ICTを活用した水稲等の生産管理システムの構築に関する実証調査 -直進キープ田植機を使用した移植作業の実演研修会を開催(秋田県大仙市)
2017年06月06日
基幹作物である水稲は、農業従事者の高齢化等により、認定農業者や農業法人への農地集積が進んでいる。管理するほ場の増加と分散が進むことで、きめ細かな管理が難しくなり、生産性の低下が懸念されているところである。
これらの課題に対応するため、秋田県仙北地域振興局農林部農業振興普及課では、全国農業システム化研究会事業により、昨年(平成28年)度につづき、ICT(KSAS)を活用した実証調査に取り組んでいる。
実証農家は昨年度と同じく(株)RICE BALLで、今年度の調査内容は以下の通り。
①KSAS対応施肥量電動調量ユニット付き田植機による施肥改善効果の検証
②食味・収量測定機能付きコンバイン(PFコンバイン)とKSAS対応乾燥機を活用し、タンパク質含有率と水分含有率の推定値に基づく区分乾燥・区分集荷を行い、経営コストの低減と収益性の向上を図る
③KSASを活用して生産コスト調査や栽培管理ごとの労働時間の把握を行い、経営改善手法を検討
5月24日(水)には、直進キープ機能を有したKSAS対応田植え機による実演研修会が開催され、県普及関係機関、JA、農機・資材メーカー、生産者等、約20名が出席した。
左上 :挨拶と説明をおこなう秋田県農林水産部水田総合利用課 農産・複合推進班の片野英樹革新支援専門員(左)と、仙北地域振興局の吉川進太郎技師(右)
右下 :県普及関係職員、JA、農機・資材メーカー、生産者等、約20名が出席
この日は2ほ場(各35a)で、栽植密度を坪当たり①50株、②70株に設定し、直進キープ田植機による移植作業をおこなった。ほ場①では減肥による食味改善の検証、ほ場②では栽植密度の変更による収量向上効果の検討を行うこととしている。
直進キープ機能付き8条植え田植機(ファームパイロット:EP8DGS)を使用
左上 :GPSのアンテナ
右下 :直進キープ機能により、運転中に後ろを振り返る余裕も。「直進については、特別意識はしなかったが、作業をしながら後ろを向いて確認できるところは良いと思う」
施肥量は、前年度にPFコンバインで取得したデータをもとにほ場ごとに決められており、KSAS対応のスマートフォンからデータが送信されると、排出量が自動で設定される(KSAS対応自動調量ユニット)。
殺虫殺菌剤(箱王子粒剤)については、あらかじめ床土混和による施用をおこない、移植時は「こまきちゃん」で一発処理除草剤「天空1キロ粒剤」を同時施用した。

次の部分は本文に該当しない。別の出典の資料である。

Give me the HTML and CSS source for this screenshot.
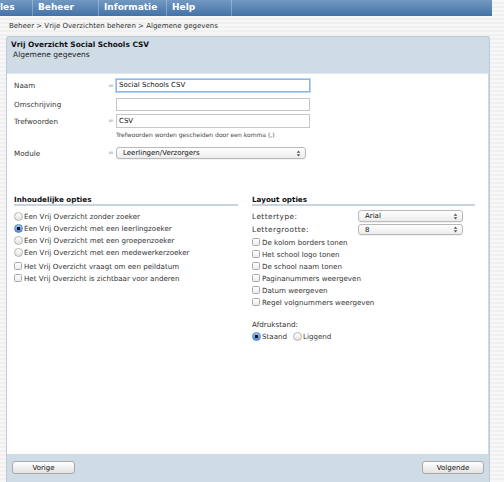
FILE: index.html
```html
<!DOCTYPE html>
<html lang="nl">
<head>
<meta charset="utf-8">
<title>Vrij Overzicht</title>
<link rel="stylesheet" href="styles.css">
</head>
<body>
<nav class="topbar">
  <span class="nav-item nav-first">les</span>
  <span class="nav-item">Beheer</span>
  <span class="nav-item nav-wide">Informatie</span>
  <span class="nav-item nav-narrow">Help</span>
</nav>
<div class="breadcrumb">Beheer &gt; Vrije Overzichten beheren &gt; Algemene gegevens</div>
<div class="panel">
  <div class="panel-head">
    <div class="title">Vrij Overzicht Social Schools CSV</div>
    <div class="subtitle">Algemene gegevens</div>
  </div>
  <div class="panel-body">
    <div class="form-row row-naam">
      <span class="label">Naam</span><span class="eq">=</span>
      <div class="input focus">Social Schools CSV</div>
    </div>
    <div class="form-row row-omschr">
      <span class="label">Omschrijving</span><span class="eq"></span>
      <div class="input"></div>
    </div>
    <div class="form-row row-tref">
      <span class="label">Trefwoorden</span><span class="eq">=</span>
      <div class="input tall">CSV</div>
    </div>
    <div class="form-row row-hint">
      <span></span><span></span>
      <div class="hint">Trefwoorden worden gescheiden door een komma (,)</div>
    </div>
    <div class="form-row row-module">
      <span class="label">Module</span><span class="eq">=</span>
      <div class="select module-select"><span>Leerlingen/Verzorgers</span><svg class="arrows" width="5" height="7" viewBox="0 0 5 7"><path d="M0.7 2.8 L2.5 0.6 L4.3 2.8Z M0.7 4.2 L2.5 6.4 L4.3 4.2Z" fill="#555"/></svg></div>
    </div>

    <div class="options">
      <div class="col">
        <div class="section-title">Inhoudelijke opties</div>
        <div class="opt-list">
          <div class="opt"><span class="radio"></span>Een Vrij Overzicht zonder zoeker</div>
          <div class="opt"><span class="radio checked"></span>Een Vrij Overzicht met een leerlingzoeker</div>
          <div class="opt"><span class="radio"></span>Een Vrij Overzicht met een groepenzoeker</div>
          <div class="opt"><span class="radio"></span>Een Vrij Overzicht met een medewerkerzoeker</div>
          <div class="opt opt-check"><span class="check"></span>Het Vrij Overzicht vraagt om een peildatum</div>
          <div class="opt"><span class="check"></span>Het Vrij Overzicht is zichtbaar voor anderen</div>
        </div>
      </div>
      <div class="col">
        <div class="section-title">Layout opties</div>
        <div class="layout-grid">
          <span class="label">Lettertype:</span>
          <div class="select font-select"><span>Arial</span><svg class="arrows" width="5" height="7" viewBox="0 0 5 7"><path d="M0.7 2.8 L2.5 0.6 L4.3 2.8Z M0.7 4.2 L2.5 6.4 L4.3 4.2Z" fill="#555"/></svg></div>
          <span class="label">Lettergrootte:</span>
          <div class="select size-select"><span>8</span><svg class="arrows" width="5" height="7" viewBox="0 0 5 7"><path d="M0.7 2.8 L2.5 0.6 L4.3 2.8Z M0.7 4.2 L2.5 6.4 L4.3 4.2Z" fill="#555"/></svg></div>
        </div>
        <div class="check-list">
          <div class="opt"><span class="check"></span>De kolom borders tonen</div>
          <div class="opt"><span class="check"></span>Het school logo tonen</div>
          <div class="opt"><span class="check"></span>De school naam tonen</div>
          <div class="opt"><span class="check"></span>Paginanummers weergeven</div>
          <div class="opt"><span class="check"></span>Datum weergeven</div>
          <div class="opt"><span class="check"></span>Regel volgnummers weergeven</div>
        </div>
        <div class="orient-label">Afdrukstand:</div>
        <div class="orient">
          <span class="opt"><span class="radio checked"></span>Staand</span>
          <span class="opt"><span class="radio"></span>Liggend</span>
        </div>
      </div>
    </div>
  </div>
  <div class="panel-foot">
    <button class="btn btn-prev">Vorige</button>
    <button class="btn btn-next">Volgende</button>
  </div>
</div>
</body>
</html>
```

FILE: styles.css
```css
* { box-sizing: border-box; }

body {
  margin: 0;
  width: 504px;
  height: 482px;
  overflow: hidden;
  font-family: "DejaVu Sans", Verdana, sans-serif;
  font-size: 7px;
  color: #333;
  background: repeating-linear-gradient(to bottom, #f7f7f7 0, #f7f7f7 2px, #f0f0f0 2px, #f0f0f0 4px);
}

.topbar {
  display: flex;
  width: 492px;
  height: 16px;
  background: linear-gradient(#7299c2, #4472a6);
}

.nav-item {
  display: block;
  width: 66px;
  padding-left: 5px;
  color: #fff;
  font-weight: bold;
  font-size: 9px;
  line-height: 15px;
  border-right: 1px solid rgba(255, 255, 255, 0.28);
}
.nav-first { width: 33px; padding-left: 0; }
.nav-wide { width: 68px; }
.nav-narrow { width: 65px; }

.breadcrumb {
  height: 20px;
  line-height: 21px;
  padding-left: 9px;
  color: #333;
}

.panel {
  margin-left: 6px;
  width: 484px;
  border: 1px solid #bccbd7;
  border-bottom: none;
  border-radius: 3px 3px 0 0;
  background: #cfdce6;
}

.panel-head {
  height: 36px;
  padding: 3px 4px 0;
}
.title {
  font-weight: bold;
  font-size: 7.4px;
  line-height: 10px;
  color: #111;
}
.subtitle {
  padding-left: 2px;
  font-size: 7.5px;
  line-height: 10px;
  color: #222;
}

.panel-body {
  height: 381px;
  margin: 0 1px 0 0;
  background: #fff;
  padding: 5px 13px 0 7px;
  border-top: 1px solid #dfe7ee;
}

.form-row {
  display: grid;
  grid-template-columns: 94px 8px 194px;
  align-items: center;
}
.row-omschr { margin-top: 6px; }
.row-tref { margin-top: 3px; }
.row-hint { height: 10px; margin-top: 1px; }
.row-module { margin-top: 8px; }

.label { color: #333; font-size: 7.2px; }
.eq { color: #b0b0b0; font-size: 7px; }

.input {
  height: 13px;
  border: 1px solid #c6c6c6;
  padding-left: 2px;
  line-height: 11px;
  color: #111;
}
.input.tall { height: 14px; line-height: 12px; }
.input.focus {
  border-color: #8cb7e6;
  box-shadow: 0 0 0 1px #b9d4f2;
}
.hint { font-size: 6px; color: #444; }

.select {
  display: flex;
  justify-content: space-between;
  align-items: center;
  height: 12px;
  padding: 0 4px 0 6px;
  border: 1px solid #b9b9b9;
  border-radius: 3px;
  background: linear-gradient(#ffffff, #ececec);
  color: #111;
  box-shadow: 0 1px 0 rgba(0, 0, 0, 0.05);
}
.module-select { width: 190px; }

.options {
  display: grid;
  grid-template-columns: 224px 223px;
  column-gap: 14px;
  margin-top: 36px;
}

.section-title {
  font-weight: bold;
  font-size: 7.2px;
  color: #111;
  line-height: 9px;
  border-bottom: 2px solid #c9d3dc;
}

.opt-list { margin-top: 4px; }
.opt {
  display: flex;
  align-items: center;
  height: 12px;
  color: #333;
  font-size: 7.1px;
}
.opt-check { margin-top: 2px; }

.radio {
  width: 9px;
  height: 9px;
  margin-right: 1px;
  border: 1px solid #b4b4b4;
  border-radius: 50%;
  background: linear-gradient(#ffffff, #e2e2e2);
}
.radio.checked {
  border-color: #5a86bd;
  background: radial-gradient(circle at 50% 50%, #111 0 1.4px, transparent 1.8px), linear-gradient(#9cc6f4, #4a8fe0);
}

.check {
  width: 8px;
  height: 8px;
  margin-right: 2px;
  border: 1px solid #a8a8a8;
  border-radius: 1.5px;
  background: linear-gradient(#ffffff, #ececec);
}

.layout-grid {
  display: grid;
  grid-template-columns: 106px 105px;
  row-gap: 2px;
  align-items: center;
  margin-top: 4px;
}
.layout-grid .label { letter-spacing: 0.4px; font-size: 7.4px; }
.size-select { height: 11px; }

.check-list { margin-top: 1px; }

.orient-label {
  margin-top: 12px;
  line-height: 10px;
  font-size: 7.2px;
}
.orient {
  display: flex;
  gap: 6px;
  height: 12px;
}

.panel-foot {
  display: flex;
  justify-content: space-between;
  height: 30px;
  padding: 7px 5px 0;
}
.btn {
  height: 13px;
  padding: 0;
  font-family: "DejaVu Sans", Verdana, sans-serif;
  font-size: 7px;
  color: #111;
  border: 1px solid #a9a9a9;
  border-radius: 3px;
  background: linear-gradient(#ffffff, #e3e3e3);
}
.btn-prev { width: 63px; }
.btn-next { width: 62px; }
```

多年生雑草に効き目のある「アルテア」、ノビエの効果持続力に優れる「フェントラザミド」、SU抵抗性雑草に強い「ベンゾビシクロン」の3成分を混合した一発処理除草剤「天空1キロ粒剤」を移植と同時に施用
播種は4月23日。その後の気温が高く、黄化気味の苗もあったが作業に支障はなかった
右下 :作業終了後のほ場。坪当たり50株(左)と70株(右)
浮き苗防止のため、やや深めの設定で作業を行ったが、植付け姿勢はおおむね良好。